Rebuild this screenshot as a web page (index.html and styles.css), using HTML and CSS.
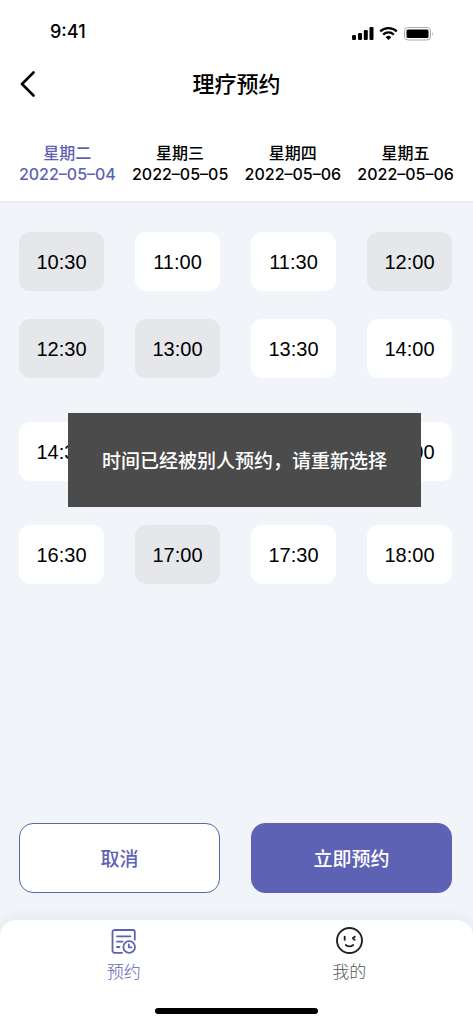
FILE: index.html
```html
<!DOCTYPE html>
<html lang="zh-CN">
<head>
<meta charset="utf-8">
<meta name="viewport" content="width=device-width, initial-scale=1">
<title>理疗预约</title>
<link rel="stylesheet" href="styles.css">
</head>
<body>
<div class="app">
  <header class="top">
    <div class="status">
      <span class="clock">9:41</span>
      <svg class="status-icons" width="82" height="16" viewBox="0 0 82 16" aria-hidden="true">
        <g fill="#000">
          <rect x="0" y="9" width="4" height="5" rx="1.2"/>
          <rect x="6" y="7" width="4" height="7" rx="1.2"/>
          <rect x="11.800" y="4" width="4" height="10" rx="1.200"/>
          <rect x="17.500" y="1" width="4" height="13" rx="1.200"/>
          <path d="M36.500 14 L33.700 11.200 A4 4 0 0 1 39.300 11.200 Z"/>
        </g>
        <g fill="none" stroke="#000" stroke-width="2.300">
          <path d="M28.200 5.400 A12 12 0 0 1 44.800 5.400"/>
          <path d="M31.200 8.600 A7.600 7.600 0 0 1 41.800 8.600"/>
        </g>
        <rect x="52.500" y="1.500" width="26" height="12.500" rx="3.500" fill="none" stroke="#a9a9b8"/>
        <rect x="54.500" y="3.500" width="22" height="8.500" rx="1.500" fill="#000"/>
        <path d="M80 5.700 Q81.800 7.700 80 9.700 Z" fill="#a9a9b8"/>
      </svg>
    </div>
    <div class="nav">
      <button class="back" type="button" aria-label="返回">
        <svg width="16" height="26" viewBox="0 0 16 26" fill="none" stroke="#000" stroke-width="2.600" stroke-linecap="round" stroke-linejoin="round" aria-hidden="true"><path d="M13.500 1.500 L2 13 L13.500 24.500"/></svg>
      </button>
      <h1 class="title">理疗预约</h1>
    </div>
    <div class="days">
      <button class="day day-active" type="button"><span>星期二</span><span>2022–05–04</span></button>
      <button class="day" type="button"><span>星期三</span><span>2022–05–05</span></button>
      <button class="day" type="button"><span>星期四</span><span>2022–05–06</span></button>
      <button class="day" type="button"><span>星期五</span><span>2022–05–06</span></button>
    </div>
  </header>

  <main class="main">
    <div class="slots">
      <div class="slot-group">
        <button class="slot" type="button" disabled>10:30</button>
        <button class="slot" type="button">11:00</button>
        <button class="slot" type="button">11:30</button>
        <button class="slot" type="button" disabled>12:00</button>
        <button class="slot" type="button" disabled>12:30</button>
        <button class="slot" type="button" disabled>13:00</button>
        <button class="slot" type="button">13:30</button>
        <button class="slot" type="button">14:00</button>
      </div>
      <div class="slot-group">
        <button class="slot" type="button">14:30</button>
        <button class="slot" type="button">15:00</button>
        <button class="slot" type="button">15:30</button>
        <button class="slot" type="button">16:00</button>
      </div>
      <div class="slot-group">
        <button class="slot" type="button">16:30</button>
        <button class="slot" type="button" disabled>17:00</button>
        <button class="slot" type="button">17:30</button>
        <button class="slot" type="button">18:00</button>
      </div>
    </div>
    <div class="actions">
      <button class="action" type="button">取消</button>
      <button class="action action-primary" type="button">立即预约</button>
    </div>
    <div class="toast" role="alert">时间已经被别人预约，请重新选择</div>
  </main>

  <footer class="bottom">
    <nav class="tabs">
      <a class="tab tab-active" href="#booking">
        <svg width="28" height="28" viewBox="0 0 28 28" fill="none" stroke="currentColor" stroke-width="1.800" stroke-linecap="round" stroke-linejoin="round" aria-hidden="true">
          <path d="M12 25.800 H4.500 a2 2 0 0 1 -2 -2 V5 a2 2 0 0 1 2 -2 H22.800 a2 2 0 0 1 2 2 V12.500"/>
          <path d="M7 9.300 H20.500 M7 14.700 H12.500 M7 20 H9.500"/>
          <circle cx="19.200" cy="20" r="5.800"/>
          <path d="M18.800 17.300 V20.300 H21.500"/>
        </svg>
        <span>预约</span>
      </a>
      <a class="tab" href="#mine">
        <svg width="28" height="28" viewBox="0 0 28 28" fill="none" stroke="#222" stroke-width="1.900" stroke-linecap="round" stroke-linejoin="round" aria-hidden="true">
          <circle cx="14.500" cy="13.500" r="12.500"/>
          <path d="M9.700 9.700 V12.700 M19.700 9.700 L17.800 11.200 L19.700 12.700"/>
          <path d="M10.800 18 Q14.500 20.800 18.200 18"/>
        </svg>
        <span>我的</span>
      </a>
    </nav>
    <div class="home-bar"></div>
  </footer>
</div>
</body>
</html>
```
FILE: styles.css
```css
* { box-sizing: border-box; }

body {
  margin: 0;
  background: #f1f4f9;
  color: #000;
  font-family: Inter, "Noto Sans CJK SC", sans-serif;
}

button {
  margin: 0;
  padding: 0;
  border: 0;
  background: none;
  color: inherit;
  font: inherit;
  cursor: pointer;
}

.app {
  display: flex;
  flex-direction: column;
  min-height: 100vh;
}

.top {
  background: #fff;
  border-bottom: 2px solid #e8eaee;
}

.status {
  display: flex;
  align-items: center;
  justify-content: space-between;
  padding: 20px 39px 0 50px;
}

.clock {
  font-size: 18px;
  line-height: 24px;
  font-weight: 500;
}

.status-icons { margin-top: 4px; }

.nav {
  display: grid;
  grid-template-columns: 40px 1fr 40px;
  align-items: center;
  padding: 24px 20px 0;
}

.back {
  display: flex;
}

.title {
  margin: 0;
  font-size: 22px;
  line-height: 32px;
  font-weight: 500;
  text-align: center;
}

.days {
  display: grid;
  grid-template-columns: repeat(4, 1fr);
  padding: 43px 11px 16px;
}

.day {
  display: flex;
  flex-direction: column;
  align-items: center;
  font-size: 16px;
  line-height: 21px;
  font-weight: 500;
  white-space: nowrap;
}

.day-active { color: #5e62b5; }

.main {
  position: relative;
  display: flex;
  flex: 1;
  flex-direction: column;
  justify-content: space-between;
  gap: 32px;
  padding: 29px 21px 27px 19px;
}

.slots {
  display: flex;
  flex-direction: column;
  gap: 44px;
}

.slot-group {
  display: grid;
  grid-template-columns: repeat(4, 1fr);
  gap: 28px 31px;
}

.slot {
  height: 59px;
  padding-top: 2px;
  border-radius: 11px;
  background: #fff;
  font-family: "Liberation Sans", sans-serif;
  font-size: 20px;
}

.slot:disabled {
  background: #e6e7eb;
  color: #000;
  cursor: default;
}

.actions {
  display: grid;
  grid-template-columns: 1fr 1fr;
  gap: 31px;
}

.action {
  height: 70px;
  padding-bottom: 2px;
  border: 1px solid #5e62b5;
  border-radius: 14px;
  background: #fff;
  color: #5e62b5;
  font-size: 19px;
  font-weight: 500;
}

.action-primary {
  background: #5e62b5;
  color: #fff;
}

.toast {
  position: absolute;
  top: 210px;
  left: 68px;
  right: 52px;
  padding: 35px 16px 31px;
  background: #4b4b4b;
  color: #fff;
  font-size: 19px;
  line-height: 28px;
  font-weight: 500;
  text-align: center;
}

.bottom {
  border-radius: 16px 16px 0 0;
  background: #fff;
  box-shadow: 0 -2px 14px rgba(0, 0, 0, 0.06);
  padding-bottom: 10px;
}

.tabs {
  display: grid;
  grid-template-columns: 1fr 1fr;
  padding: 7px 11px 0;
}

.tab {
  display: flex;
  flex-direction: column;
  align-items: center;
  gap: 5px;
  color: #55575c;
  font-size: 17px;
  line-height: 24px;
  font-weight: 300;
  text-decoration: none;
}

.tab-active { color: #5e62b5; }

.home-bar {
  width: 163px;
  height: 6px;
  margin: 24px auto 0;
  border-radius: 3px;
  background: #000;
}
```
-=-=-=-=-
# Instructions to follow
Write the lines above out again exactly, without any of their pictures.

# The answer
Rebuild this screenshot as a web page (index.html and styles.css), using HTML and CSS.
FILE: index.html
```html
<!DOCTYPE html>
<html lang="zh-CN">
<head>
<meta charset="utf-8">
<meta name="viewport" content="width=device-width, initial-scale=1">
<title>理疗预约</title>
<link rel="stylesheet" href="styles.css">
</head>
<body>
<div class="app">
  <header class="top">
    <div class="status">
      <span class="clock">9:41</span>
      <svg class="status-icons" width="82" height="16" viewBox="0 0 82 16" aria-hidden="true">
        <g fill="#000">
          <rect x="0" y="9" width="4" height="5" rx="1.2"/>
          <rect x="6" y="7" width="4" height="7" rx="1.2"/>
          <rect x="11.800" y="4" width="4" height="10" rx="1.200"/>
          <rect x="17.500" y="1" width="4" height="13" rx="1.200"/>
          <path d="M36.500 14 L33.700 11.200 A4 4 0 0 1 39.300 11.200 Z"/>
        </g>
        <g fill="none" stroke="#000" stroke-width="2.300">
          <path d="M28.200 5.400 A12 12 0 0 1 44.800 5.400"/>
          <path d="M31.200 8.600 A7.600 7.600 0 0 1 41.800 8.600"/>
        </g>
        <rect x="52.500" y="1.500" width="26" height="12.500" rx="3.500" fill="none" stroke="#a9a9b8"/>
        <rect x="54.500" y="3.500" width="22" height="8.500" rx="1.500" fill="#000"/>
        <path d="M80 5.700 Q81.800 7.700 80 9.700 Z" fill="#a9a9b8"/>
      </svg>
    </div>
    <div class="nav">
      <button class="back" type="button" aria-label="返回">
        <svg width="16" height="26" viewBox="0 0 16 26" fill="none" stroke="#000" stroke-width="2.600" stroke-linecap="round" stroke-linejoin="round" aria-hidden="true"><path d="M13.500 1.500 L2 13 L13.500 24.500"/></svg>
      </button>
      <h1 class="title">理疗预约</h1>
    </div>
    <div class="days">
      <button class="day day-active" type="button"><span>星期二</span><span>2022–05–04</span></button>
      <button class="day" type="button"><span>星期三</span><span>2022–05–05</span></button>
      <button class="day" type="button"><span>星期四</span><span>2022–05–06</span></button>
      <button class="day" type="button"><span>星期五</span><span>2022–05–06</span></button>
    </div>
  </header>

  <main class="main">
    <div class="slots">
      <div class="slot-group">
        <button class="slot" type="button" disabled>10:30</button>
        <button class="slot" type="button">11:00</button>
        <button class="slot" type="button">11:30</button>
        <button class="slot" type="button" disabled>12:00</button>
        <button class="slot" type="button" disabled>12:30</button>
        <button class="slot" type="button" disabled>13:00</button>
        <button class="slot" type="button">13:30</button>
        <button class="slot" type="button">14:00</button>
      </div>
      <div class="slot-group">
        <button class="slot" type="button">14:30</button>
        <button class="slot" type="button">15:00</button>
        <button class="slot" type="button">15:30</button>
        <button class="slot" type="button">16:00</button>
      </div>
      <div class="slot-group">
        <button class="slot" type="button">16:30</button>
        <button class="slot" type="button" disabled>17:00</button>
        <button class="slot" type="button">17:30</button>
        <button class="slot" type="button">18:00</button>
      </div>
    </div>
    <div class="actions">
      <button class="action" type="button">取消</button>
      <button class="action action-primary" type="button">立即预约</button>
    </div>
    <div class="toast" role="alert">时间已经被别人预约，请重新选择</div>
  </main>

  <footer class="bottom">
    <nav class="tabs">
      <a class="tab tab-active" href="#booking">
        <svg width="28" height="28" viewBox="0 0 28 28" fill="none" stroke="currentColor" stroke-width="1.800" stroke-linecap="round" stroke-linejoin="round" aria-hidden="true">
          <path d="M12 25.800 H4.500 a2 2 0 0 1 -2 -2 V5 a2 2 0 0 1 2 -2 H22.800 a2 2 0 0 1 2 2 V12.500"/>
          <path d="M7 9.300 H20.500 M7 14.700 H12.500 M7 20 H9.500"/>
          <circle cx="19.200" cy="20" r="5.800"/>
          <path d="M18.800 17.300 V20.300 H21.500"/>
        </svg>
        <span>预约</span>
      </a>
      <a class="tab" href="#mine">
        <svg width="28" height="28" viewBox="0 0 28 28" fill="none" stroke="#222" stroke-width="1.900" stroke-linecap="round" stroke-linejoin="round" aria-hidden="true">
          <circle cx="14.500" cy="13.500" r="12.500"/>
          <path d="M9.700 9.700 V12.700 M19.700 9.700 L17.800 11.200 L19.700 12.700"/>
          <path d="M10.800 18 Q14.500 20.800 18.200 18"/>
        </svg>
        <span>我的</span>
      </a>
    </nav>
    <div class="home-bar"></div>
  </footer>
</div>
</body>
</html>
```
FILE: styles.css
```css
* { box-sizing: border-box; }

body {
  margin: 0;
  background: #f1f4f9;
  color: #000;
  font-family: Inter, "Noto Sans CJK SC", sans-serif;
}

button {
  margin: 0;
  padding: 0;
  border: 0;
  background: none;
  color: inherit;
  font: inherit;
  cursor: pointer;
}

.app {
  display: flex;
  flex-direction: column;
  min-height: 100vh;
}

.top {
  background: #fff;
  border-bottom: 2px solid #e8eaee;
}

.status {
  display: flex;
  align-items: center;
  justify-content: space-between;
  padding: 20px 39px 0 50px;
}

.clock {
  font-size: 18px;
  line-height: 24px;
  font-weight: 500;
}

.status-icons { margin-top: 4px; }

.nav {
  display: grid;
  grid-template-columns: 40px 1fr 40px;
  align-items: center;
  padding: 24px 20px 0;
}

.back {
  display: flex;
}

.title {
  margin: 0;
  font-size: 22px;
  line-height: 32px;
  font-weight: 500;
  text-align: center;
}

.days {
  display: grid;
  grid-template-columns: repeat(4, 1fr);
  padding: 43px 11px 16px;
}

.day {
  display: flex;
  flex-direction: column;
  align-items: center;
  font-size: 16px;
  line-height: 21px;
  font-weight: 500;
  white-space: nowrap;
}

.day-active { color: #5e62b5; }

.main {
  position: relative;
  display: flex;
  flex: 1;
  flex-direction: column;
  justify-content: space-between;
  gap: 32px;
  padding: 29px 21px 27px 19px;
}

.slots {
  display: flex;
  flex-direction: column;
  gap: 44px;
}

.slot-group {
  display: grid;
  grid-template-columns: repeat(4, 1fr);
  gap: 28px 31px;
}

.slot {
  height: 59px;
  padding-top: 2px;
  border-radius: 11px;
  background: #fff;
  font-family: "Liberation Sans", sans-serif;
  font-size: 20px;
}

.slot:disabled {
  background: #e6e7eb;
  color: #000;
  cursor: default;
}

.actions {
  display: grid;
  grid-template-columns: 1fr 1fr;
  gap: 31px;
}

.action {
  height: 70px;
  padding-bottom: 2px;
  border: 1px solid #5e62b5;
  border-radius: 14px;
  background: #fff;
  color: #5e62b5;
  font-size: 19px;
  font-weight: 500;
}

.action-primary {
  background: #5e62b5;
  color: #fff;
}

.toast {
  position: absolute;
  top: 210px;
  left: 68px;
  right: 52px;
  padding: 35px 16px 31px;
  background: #4b4b4b;
  color: #fff;
  font-size: 19px;
  line-height: 28px;
  font-weight: 500;
  text-align: center;
}

.bottom {
  border-radius: 16px 16px 0 0;
  background: #fff;
  box-shadow: 0 -2px 14px rgba(0, 0, 0, 0.06);
  padding-bottom: 10px;
}

.tabs {
  display: grid;
  grid-template-columns: 1fr 1fr;
  padding: 7px 11px 0;
}

.tab {
  display: flex;
  flex-direction: column;
  align-items: center;
  gap: 5px;
  color: #55575c;
  font-size: 17px;
  line-height: 24px;
  font-weight: 300;
  text-decoration: none;
}

.tab-active { color: #5e62b5; }

.home-bar {
  width: 163px;
  height: 6px;
  margin: 24px auto 0;
  border-radius: 3px;
  background: #000;
}
```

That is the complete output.